Im Laufe der Aufklärung verschiebt sich dann der Fokus in den Darstellungen des Jüngsten Gerichts, wie Maryam Haiawi mittels der bis dato wenig beachteten Vertonung des Singgedichts Der Tag des Gerichts von Christian Wilhelm Alers durch Georg Philipp Telemann aufzeigt. In der musikdramatischen Auslegung des Texts sind vor allem die Transzendenz des Gerichts und die Heilsperspektive akzentuiert, die über jeden Zweifel erhaben den durch Naturkatastrophen und die aufklärerische Bewegung erschütterten Glauben des Hamburger Publikums festigen sollten. Haiawi gelingt es dabei systematisch aufzuzeigen, wie Telemann sich von der Atheismus-Kritik seiner Textvorlage entfernt, um die Allgemeingültigkeit der Erlösungsbotschaft herauszustreichen. Der Band schließt mit Matthias Pohligs Skizzierung, wie das Jüngste Gericht, wenngleich nicht mit der gleichen Prominenz wie zu Beginn der Frühen Neuzeit, in verschiedenen Aufklärungsdiskursen aufgegriffen und interpretiert wird. So weist Pohlig darauf hin, dass die Theologen des 18. Jahrhunderts darum bemüht waren, naturwissenschaftliche Erkenntnisse mit der Bibel zu harmonisieren, wodurch der Jüngste Tag als theologisch sowohl für Gelehrte als auch Laien weniger attraktiv erschien. Von den vier Analyseansätzen, die Pohlig differenziert, scheint insbesondere die Frage zum Verhältnis von Strafe und Gerechtigkeit fruchtbar zu sein, da sie aufklärerische Prinzipien der Strafrechtlichkeit wie der Berechenbarkeit der Strafe und ihre Humanisierung tangieren und so theologische Fragen zur Vergleichbarkeit von der menschlichen und göttlichen Sphäre aufwerfen.

Eine besondere Stärke dieses beachtenswerten Bandes ist, dass all seine klar argumentierten Einzelbeiträge eine einzigartige Perspektive zu dem Thema des Jüngsten Gerichts beitragen - lediglich der Text Stefan Beyerles über antik-jüdische Gerichtsvorstellungen fällt aufgrund seines chronologischen Fokus aus dem ansonsten kohärenten Band heraus.
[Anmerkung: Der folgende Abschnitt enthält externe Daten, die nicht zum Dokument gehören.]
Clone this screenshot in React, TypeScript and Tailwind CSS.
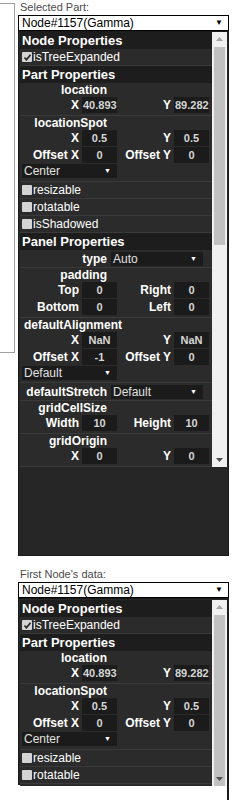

Insbesondere ist es ein Verdienst des Bandes, eine Vielzahl von Medien einschließlich sonst häufig vernachlässigter musikhistorischer Quellen miteinzubeziehen. Nach dem Lesen verbleibt jedoch der Eindruck, dass zu viele Bezüge zwischen den einzelnen Beiträgen offenbleiben. Um diese Synergien der interdisziplinären Tagung zu nutzen, wären entweder eine klarere thematische Gliederung und vor allem eine Einführung, die diese Ergebnisse in eine Gesamtschau zusammenführt, nützlich gewesen. Auch wenn in einigen Beiträgen geschehen, so wird außerdem dem in der Einführung formulierten Anspruch, sowohl inter- und transkonfessionelle Wahrnehmungen des Jüngsten Gerichts als auch intermediale Aspekte herauszuarbeiten, in seiner jetzigen Form nur bedingt gerecht. Dies mindert jedoch nicht die hohe Qualität der hier versammelten Beiträge.